# Exercise directions:
List every line below containing "with".

A run of records
__________________________________________________
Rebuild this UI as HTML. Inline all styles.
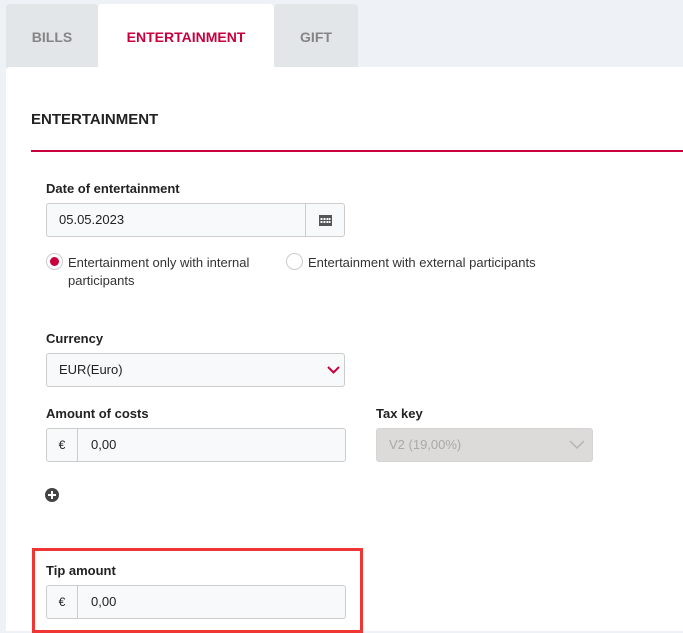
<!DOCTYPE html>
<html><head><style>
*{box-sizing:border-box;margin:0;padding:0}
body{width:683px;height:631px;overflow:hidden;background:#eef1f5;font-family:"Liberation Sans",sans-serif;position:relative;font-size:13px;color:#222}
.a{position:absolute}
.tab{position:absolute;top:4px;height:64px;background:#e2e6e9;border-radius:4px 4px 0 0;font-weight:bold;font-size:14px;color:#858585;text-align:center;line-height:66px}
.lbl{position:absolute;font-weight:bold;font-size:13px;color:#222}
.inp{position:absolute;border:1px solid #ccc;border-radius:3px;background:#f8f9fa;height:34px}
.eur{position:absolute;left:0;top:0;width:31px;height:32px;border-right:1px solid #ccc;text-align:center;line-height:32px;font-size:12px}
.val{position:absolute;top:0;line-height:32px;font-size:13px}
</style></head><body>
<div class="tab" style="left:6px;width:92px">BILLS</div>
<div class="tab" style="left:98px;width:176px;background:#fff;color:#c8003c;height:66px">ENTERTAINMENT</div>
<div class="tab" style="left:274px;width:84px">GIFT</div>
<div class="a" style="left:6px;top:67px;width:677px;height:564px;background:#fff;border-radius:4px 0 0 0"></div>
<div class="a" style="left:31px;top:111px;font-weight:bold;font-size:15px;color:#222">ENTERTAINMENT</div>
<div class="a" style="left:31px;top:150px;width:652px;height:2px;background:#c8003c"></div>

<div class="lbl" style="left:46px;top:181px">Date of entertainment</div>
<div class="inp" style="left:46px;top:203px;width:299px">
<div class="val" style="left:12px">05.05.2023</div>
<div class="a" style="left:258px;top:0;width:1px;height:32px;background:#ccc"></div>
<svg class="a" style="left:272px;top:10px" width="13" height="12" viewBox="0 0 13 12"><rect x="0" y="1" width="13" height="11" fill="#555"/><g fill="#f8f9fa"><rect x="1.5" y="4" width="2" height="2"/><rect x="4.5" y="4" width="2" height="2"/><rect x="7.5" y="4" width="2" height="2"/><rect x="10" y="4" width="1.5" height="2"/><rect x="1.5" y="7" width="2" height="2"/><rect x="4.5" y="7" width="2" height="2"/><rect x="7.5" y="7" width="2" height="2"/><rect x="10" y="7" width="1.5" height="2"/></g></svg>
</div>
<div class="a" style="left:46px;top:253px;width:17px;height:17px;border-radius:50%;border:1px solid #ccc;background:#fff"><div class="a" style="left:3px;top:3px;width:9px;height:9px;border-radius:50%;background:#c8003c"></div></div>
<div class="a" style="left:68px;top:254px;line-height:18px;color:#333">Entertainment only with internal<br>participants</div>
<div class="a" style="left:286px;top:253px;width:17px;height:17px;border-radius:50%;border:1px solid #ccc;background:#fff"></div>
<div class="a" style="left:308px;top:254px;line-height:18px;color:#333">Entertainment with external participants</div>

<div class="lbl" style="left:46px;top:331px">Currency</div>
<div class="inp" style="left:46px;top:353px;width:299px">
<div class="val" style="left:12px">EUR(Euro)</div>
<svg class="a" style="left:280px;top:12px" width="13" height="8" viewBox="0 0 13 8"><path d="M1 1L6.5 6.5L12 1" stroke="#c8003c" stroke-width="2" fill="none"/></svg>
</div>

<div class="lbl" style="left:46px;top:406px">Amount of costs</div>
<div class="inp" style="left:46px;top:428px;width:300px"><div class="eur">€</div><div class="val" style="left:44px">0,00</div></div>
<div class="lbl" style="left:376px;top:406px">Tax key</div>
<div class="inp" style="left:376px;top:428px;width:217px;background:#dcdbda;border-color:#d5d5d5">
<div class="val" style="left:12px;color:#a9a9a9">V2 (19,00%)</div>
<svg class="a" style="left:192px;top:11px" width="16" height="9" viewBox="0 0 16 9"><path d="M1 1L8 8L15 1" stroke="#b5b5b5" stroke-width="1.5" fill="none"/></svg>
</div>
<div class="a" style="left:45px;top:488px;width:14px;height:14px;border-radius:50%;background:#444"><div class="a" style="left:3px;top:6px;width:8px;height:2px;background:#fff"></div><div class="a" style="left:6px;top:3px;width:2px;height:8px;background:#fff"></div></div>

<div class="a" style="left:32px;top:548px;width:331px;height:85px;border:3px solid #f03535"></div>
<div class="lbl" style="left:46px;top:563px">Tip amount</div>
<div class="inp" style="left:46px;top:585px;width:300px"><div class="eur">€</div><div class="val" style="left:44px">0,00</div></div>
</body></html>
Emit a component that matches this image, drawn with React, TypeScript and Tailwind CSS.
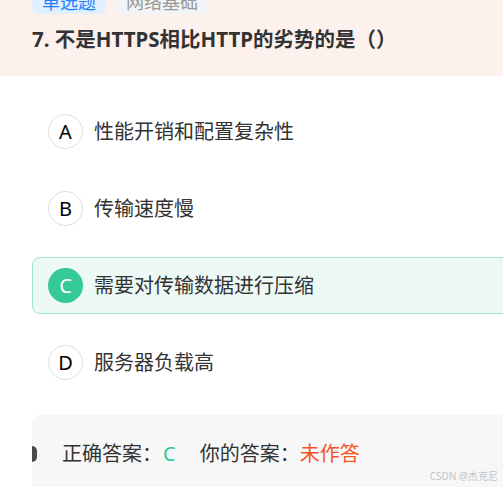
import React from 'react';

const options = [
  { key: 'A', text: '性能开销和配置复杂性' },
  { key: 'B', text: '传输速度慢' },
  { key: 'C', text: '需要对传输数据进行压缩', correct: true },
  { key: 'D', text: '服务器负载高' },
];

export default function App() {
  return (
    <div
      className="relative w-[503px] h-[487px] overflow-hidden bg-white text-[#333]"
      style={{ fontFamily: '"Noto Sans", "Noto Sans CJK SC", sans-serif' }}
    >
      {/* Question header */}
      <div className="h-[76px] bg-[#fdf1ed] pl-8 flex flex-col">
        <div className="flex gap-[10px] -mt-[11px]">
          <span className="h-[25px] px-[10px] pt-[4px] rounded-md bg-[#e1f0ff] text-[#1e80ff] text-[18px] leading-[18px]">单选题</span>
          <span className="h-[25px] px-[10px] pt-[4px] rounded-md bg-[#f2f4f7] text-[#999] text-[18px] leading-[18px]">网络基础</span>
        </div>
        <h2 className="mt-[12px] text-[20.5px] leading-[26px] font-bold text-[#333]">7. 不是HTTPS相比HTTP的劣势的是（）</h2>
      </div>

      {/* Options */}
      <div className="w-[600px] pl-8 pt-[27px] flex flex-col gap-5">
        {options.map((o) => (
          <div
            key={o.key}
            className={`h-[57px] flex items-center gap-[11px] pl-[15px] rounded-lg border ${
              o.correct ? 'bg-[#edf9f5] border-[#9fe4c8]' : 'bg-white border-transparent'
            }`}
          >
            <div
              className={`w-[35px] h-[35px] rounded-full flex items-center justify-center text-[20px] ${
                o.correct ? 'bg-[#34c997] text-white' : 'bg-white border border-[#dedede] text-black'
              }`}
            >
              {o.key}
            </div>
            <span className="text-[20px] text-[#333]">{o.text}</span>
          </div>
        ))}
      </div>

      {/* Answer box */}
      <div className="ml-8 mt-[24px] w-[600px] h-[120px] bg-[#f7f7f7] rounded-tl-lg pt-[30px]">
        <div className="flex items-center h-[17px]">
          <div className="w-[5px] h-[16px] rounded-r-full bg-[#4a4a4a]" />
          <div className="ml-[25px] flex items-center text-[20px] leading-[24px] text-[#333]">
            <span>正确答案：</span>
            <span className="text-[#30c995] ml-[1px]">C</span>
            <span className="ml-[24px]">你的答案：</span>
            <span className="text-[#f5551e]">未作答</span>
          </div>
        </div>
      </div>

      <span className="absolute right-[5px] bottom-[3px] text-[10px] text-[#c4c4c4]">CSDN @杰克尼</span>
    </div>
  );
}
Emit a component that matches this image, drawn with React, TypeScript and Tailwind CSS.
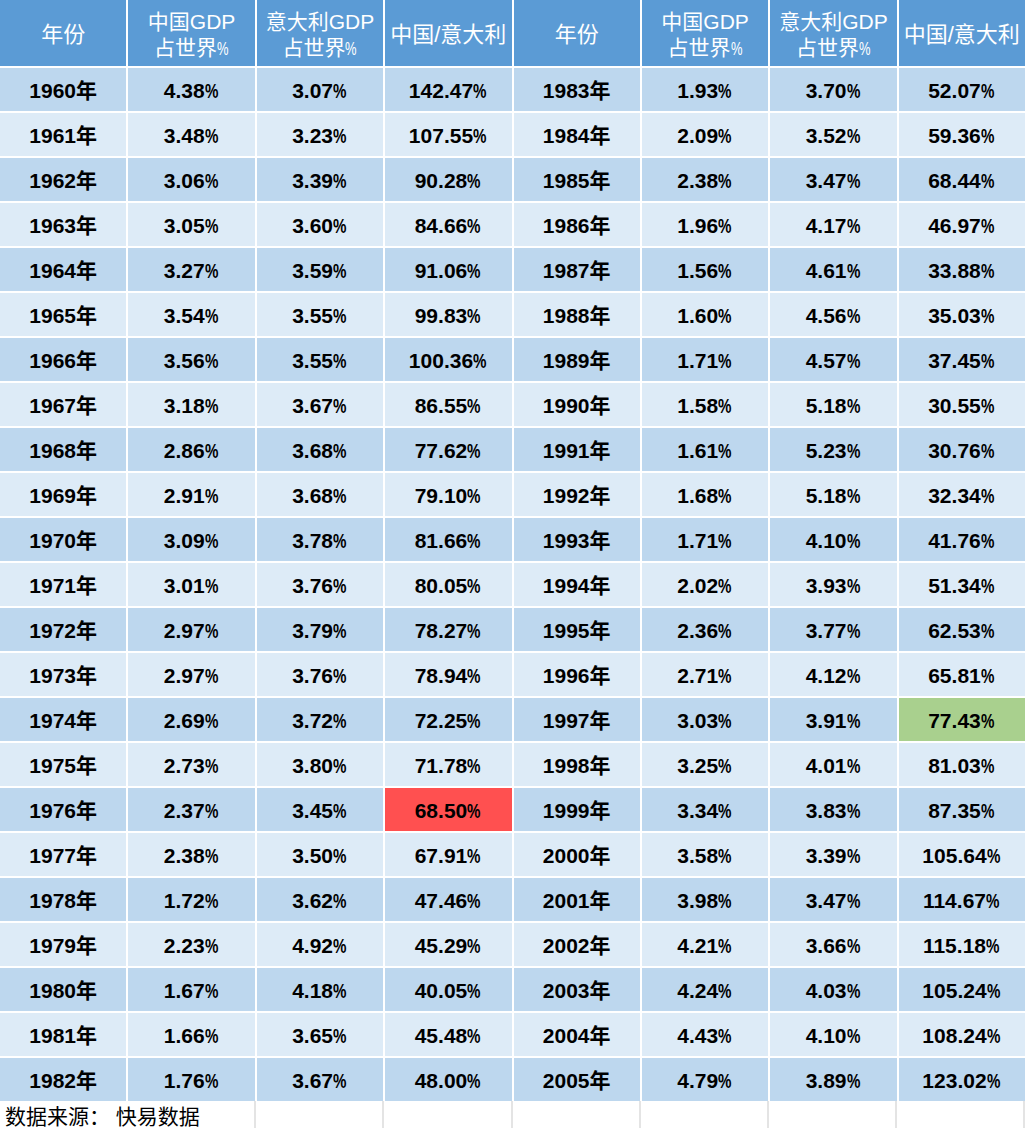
__________________________________________________
# Answer to this problem:
<div class="a" style="left:68px;top:254px;line-height:18px;color:#333">Entertainment only with internal<br>participants</div>
<div class="a" style="left:308px;top:254px;line-height:18px;color:#333">Entertainment with external participants</div>
Emit a component that matches this image, drawn with React, TypeScript and Tailwind CSS.
Emit a component that matches this image, drawn with React, TypeScript and Tailwind CSS.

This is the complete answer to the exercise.